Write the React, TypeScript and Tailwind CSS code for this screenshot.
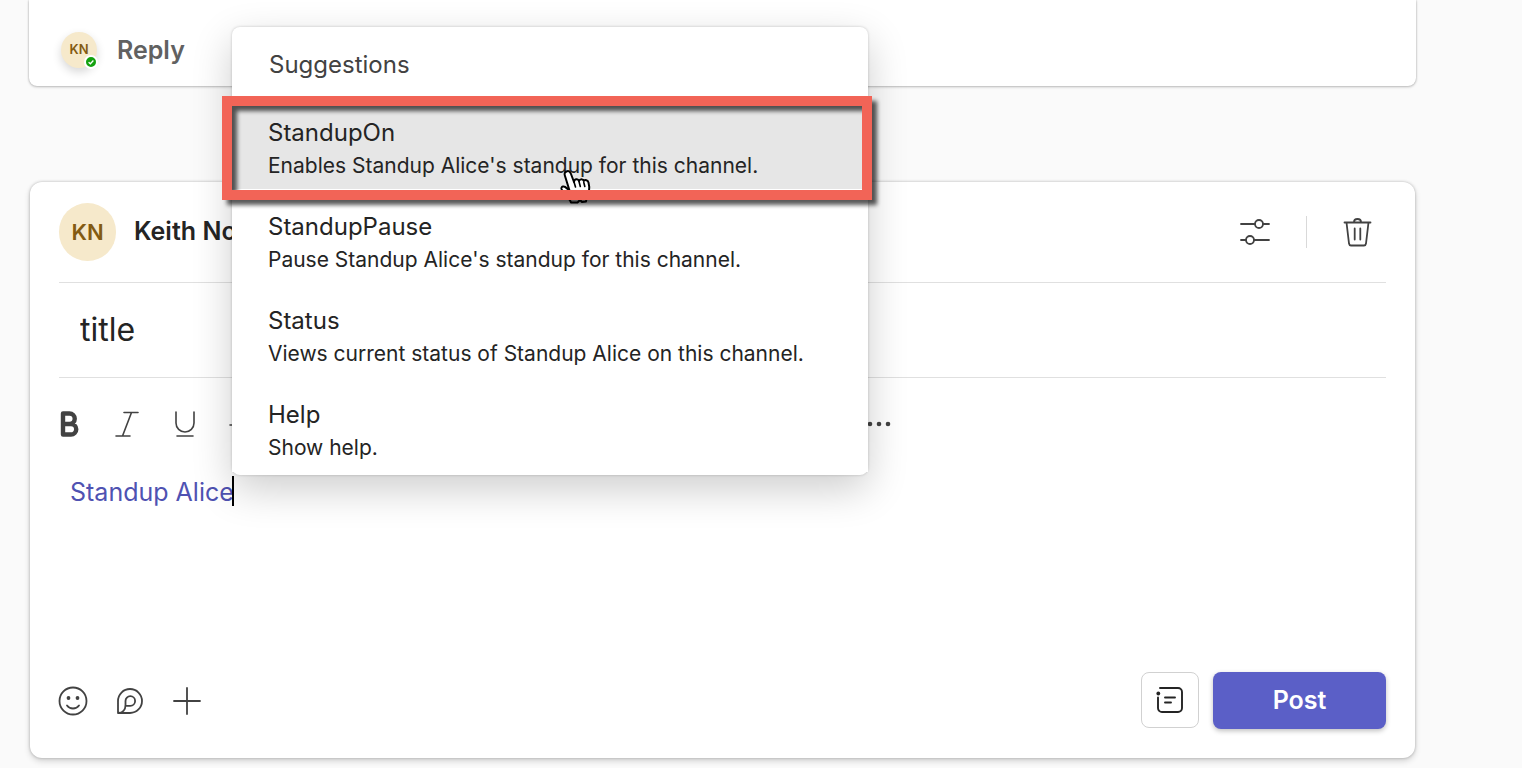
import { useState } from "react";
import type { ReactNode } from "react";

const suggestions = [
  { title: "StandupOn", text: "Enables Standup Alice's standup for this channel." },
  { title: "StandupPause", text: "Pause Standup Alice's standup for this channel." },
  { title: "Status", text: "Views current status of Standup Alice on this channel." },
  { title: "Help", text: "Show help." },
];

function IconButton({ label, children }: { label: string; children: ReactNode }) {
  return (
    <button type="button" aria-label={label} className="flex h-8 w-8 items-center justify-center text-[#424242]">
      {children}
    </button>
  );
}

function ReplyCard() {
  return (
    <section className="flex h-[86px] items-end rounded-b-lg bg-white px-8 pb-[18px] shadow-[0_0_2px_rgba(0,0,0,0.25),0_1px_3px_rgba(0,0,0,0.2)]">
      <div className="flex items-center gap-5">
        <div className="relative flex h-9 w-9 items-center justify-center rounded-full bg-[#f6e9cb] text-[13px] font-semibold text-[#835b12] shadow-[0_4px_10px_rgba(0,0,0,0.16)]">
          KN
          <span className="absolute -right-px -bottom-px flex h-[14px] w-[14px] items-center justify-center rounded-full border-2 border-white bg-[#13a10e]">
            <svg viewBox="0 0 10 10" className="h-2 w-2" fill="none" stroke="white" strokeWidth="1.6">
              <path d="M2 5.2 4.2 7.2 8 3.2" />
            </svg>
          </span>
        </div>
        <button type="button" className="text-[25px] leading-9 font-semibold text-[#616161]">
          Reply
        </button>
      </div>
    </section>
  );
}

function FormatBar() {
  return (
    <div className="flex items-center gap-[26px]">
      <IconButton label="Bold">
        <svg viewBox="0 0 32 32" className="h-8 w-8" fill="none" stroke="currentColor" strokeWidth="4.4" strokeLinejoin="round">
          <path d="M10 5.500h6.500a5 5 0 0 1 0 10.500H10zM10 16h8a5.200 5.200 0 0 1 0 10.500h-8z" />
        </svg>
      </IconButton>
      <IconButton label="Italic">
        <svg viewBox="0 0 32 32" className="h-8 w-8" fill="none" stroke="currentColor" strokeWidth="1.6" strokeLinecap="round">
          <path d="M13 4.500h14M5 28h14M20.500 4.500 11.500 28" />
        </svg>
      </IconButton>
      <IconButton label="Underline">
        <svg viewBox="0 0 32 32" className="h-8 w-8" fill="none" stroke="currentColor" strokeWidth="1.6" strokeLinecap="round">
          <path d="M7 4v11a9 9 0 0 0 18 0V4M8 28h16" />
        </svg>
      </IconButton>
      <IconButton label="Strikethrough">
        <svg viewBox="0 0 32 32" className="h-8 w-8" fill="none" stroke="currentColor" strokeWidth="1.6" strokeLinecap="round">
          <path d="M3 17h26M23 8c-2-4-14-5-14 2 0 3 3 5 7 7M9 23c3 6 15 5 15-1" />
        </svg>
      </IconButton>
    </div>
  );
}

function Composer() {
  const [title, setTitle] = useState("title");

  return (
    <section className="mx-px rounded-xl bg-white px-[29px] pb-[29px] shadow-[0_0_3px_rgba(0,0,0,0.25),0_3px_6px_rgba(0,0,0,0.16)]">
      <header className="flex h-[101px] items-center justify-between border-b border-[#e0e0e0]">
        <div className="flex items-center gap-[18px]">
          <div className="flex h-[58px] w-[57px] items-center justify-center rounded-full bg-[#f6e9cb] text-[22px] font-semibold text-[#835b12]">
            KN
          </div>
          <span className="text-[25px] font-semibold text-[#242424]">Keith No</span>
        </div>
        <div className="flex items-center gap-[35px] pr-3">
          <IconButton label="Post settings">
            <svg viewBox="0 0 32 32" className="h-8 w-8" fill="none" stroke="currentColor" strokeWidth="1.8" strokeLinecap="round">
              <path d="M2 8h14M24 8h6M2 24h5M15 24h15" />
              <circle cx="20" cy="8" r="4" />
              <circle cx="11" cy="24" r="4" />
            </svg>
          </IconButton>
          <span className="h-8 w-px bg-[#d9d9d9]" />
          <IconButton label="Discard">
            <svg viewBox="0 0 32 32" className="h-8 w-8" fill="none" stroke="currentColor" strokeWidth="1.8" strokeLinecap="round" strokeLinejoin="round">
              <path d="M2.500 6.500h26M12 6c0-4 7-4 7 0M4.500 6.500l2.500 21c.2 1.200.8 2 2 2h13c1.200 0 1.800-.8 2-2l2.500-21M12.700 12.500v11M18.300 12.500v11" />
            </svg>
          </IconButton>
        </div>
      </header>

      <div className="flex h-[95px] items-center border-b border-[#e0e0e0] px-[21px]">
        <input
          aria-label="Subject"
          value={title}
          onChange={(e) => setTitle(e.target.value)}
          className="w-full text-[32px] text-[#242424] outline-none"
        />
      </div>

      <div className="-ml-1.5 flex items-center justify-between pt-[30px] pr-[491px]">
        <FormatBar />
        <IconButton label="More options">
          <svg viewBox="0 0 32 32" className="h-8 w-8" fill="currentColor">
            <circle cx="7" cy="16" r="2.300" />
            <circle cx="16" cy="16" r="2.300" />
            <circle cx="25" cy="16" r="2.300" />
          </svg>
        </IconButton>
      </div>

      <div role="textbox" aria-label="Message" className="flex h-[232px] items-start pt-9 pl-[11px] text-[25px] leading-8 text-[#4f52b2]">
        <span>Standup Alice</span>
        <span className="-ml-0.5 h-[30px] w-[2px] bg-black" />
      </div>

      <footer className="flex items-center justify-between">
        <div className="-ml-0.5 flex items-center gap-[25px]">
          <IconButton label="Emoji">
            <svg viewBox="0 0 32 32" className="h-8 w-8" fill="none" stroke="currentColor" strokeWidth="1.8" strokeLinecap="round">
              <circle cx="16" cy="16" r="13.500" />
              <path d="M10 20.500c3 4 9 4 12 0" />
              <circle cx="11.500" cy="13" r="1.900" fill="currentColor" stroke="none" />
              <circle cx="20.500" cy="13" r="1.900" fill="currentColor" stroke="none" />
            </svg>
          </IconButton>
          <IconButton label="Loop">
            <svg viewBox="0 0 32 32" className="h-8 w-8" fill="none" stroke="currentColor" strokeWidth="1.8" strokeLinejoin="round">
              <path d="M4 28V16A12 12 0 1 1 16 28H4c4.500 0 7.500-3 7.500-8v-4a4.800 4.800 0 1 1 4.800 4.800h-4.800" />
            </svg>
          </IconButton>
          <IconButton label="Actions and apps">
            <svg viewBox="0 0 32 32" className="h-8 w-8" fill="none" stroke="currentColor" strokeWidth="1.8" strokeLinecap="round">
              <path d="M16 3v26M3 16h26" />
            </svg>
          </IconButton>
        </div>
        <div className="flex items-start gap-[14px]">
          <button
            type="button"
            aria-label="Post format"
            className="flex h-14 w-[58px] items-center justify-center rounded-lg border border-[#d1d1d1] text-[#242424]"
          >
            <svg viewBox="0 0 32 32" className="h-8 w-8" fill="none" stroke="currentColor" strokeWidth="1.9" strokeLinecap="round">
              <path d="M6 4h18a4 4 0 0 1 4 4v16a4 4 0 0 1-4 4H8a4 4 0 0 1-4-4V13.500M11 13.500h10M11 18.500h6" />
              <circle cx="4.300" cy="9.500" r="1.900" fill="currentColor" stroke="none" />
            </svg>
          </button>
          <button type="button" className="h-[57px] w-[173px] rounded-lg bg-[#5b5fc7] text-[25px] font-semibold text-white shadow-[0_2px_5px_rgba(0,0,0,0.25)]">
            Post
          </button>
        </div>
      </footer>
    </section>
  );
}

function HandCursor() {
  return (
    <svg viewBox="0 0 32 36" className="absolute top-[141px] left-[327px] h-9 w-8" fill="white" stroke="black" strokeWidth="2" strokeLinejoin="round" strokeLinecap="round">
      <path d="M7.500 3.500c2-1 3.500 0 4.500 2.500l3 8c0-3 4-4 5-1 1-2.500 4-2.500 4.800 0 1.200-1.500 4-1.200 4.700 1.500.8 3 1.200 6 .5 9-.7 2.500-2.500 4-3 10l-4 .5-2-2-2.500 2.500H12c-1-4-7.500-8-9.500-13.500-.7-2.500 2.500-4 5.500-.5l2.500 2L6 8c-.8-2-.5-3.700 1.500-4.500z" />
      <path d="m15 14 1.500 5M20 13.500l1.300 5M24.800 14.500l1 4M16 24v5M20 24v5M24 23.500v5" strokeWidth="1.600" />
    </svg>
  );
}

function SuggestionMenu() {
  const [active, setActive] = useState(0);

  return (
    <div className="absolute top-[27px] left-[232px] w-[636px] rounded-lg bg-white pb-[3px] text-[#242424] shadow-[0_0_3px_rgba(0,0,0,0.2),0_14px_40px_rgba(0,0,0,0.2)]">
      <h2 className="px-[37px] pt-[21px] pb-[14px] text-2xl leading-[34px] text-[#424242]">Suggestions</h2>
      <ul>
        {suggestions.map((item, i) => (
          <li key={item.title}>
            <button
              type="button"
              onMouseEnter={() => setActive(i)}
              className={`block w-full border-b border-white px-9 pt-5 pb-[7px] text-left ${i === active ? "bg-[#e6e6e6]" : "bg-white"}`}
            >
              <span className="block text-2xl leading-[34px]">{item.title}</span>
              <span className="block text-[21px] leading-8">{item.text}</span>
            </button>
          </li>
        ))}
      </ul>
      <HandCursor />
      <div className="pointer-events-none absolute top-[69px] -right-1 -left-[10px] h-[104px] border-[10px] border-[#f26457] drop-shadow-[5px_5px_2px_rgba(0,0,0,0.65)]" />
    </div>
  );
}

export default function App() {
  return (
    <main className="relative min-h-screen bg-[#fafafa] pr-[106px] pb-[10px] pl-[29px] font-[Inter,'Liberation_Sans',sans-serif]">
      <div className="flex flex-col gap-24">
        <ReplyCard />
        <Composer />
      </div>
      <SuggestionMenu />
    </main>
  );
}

───

> CHALLENGE: From the data above, copy each line that has the string "this".

> FINISHED ANSWER:
Write the React, TypeScript and Tailwind CSS code for this screenshot.
  { title: "StandupOn", text: "Enables Standup Alice's standup for this channel." },
  { title: "StandupPause", text: "Pause Standup Alice's standup for this channel." },
  { title: "Status", text: "Views current status of Standup Alice on this channel." },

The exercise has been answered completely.